Establishing a designated emergency fund that is highly liquid helps us tide over such moments. Even if you can only allocate a modest sum, setting aside funds for unexpected expenses enables you to bounce back more swiftly and resume progress toward achieving your broader goals.

How much coverage is enough?

As a general rule of thumb, your emergency fund should cover at least three to six months of expenses. You can decide to set aside more based on the following considerations:

  • If you are single and employed at a stable company, set aside expenses worth three months in your emergency fund.
  • If you are a double income household, you and your spouse can create an emergency fund worth six months of expenses.
  • If you have multiple dependents or are the sole earner in the family, set aside one year worth of expenses in an emergency fund.

 

Your emergency fund should be over and above any health or disability insurance policies.

Illustration

Mool Chacha is the sole earner in his household, residing with his homemaker wife and their two school-going children. In preparation for any unforeseen events, it's essential to consider the expenses he needs to cover for a duration of twelve months.

How to balance risk, return and liquidity for your emergency fund?

Different asset types offer different returns, contain different risks, and have different liquidity.
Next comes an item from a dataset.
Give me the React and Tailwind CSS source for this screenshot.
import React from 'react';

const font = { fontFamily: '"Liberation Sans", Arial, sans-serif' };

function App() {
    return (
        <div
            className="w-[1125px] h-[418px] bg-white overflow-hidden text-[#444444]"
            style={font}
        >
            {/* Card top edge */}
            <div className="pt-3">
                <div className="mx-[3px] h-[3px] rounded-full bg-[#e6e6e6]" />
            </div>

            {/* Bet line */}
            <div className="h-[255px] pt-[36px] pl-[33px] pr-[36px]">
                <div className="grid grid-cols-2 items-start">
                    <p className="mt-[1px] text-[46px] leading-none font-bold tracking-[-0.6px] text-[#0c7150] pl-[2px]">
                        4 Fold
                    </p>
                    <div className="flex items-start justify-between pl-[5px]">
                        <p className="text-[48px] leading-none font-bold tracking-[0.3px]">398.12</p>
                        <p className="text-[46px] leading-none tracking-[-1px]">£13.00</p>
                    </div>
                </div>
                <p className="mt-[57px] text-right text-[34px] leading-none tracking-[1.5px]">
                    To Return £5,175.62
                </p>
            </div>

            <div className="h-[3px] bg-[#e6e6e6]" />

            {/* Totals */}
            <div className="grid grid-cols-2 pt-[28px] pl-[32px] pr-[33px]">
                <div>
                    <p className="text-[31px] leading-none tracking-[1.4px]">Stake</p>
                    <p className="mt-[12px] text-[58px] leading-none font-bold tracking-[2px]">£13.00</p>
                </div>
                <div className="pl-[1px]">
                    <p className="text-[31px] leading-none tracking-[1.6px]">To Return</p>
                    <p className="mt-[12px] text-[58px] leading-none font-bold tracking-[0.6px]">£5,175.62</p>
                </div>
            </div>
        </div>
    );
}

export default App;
Liquidity is your ability to withdraw funds when needed - equity investments for example are long term and withdrawing them for emergencies may book large losses. Similarly, breaking fixed deposits loses interest gains. 

Managing the emergency fund across different classes is a prudent approach. 

Start by depositing the first 1-2 months of the emergency fund into a basic savings account, followed by the next 3-6 months into bank FDs, and investing the next 6 months or more into Liquid or Arbitrage funds. Safety and liquidity are key, avoid investing in risky assets like stocks.

Start small by setting up automated transfers and reserve withdrawals strictly for genuine emergencies such as job loss or significant medical bills. Your emergency fund is not for extra shopping or payday shortfalls. Always replenish the fund after any withdrawals.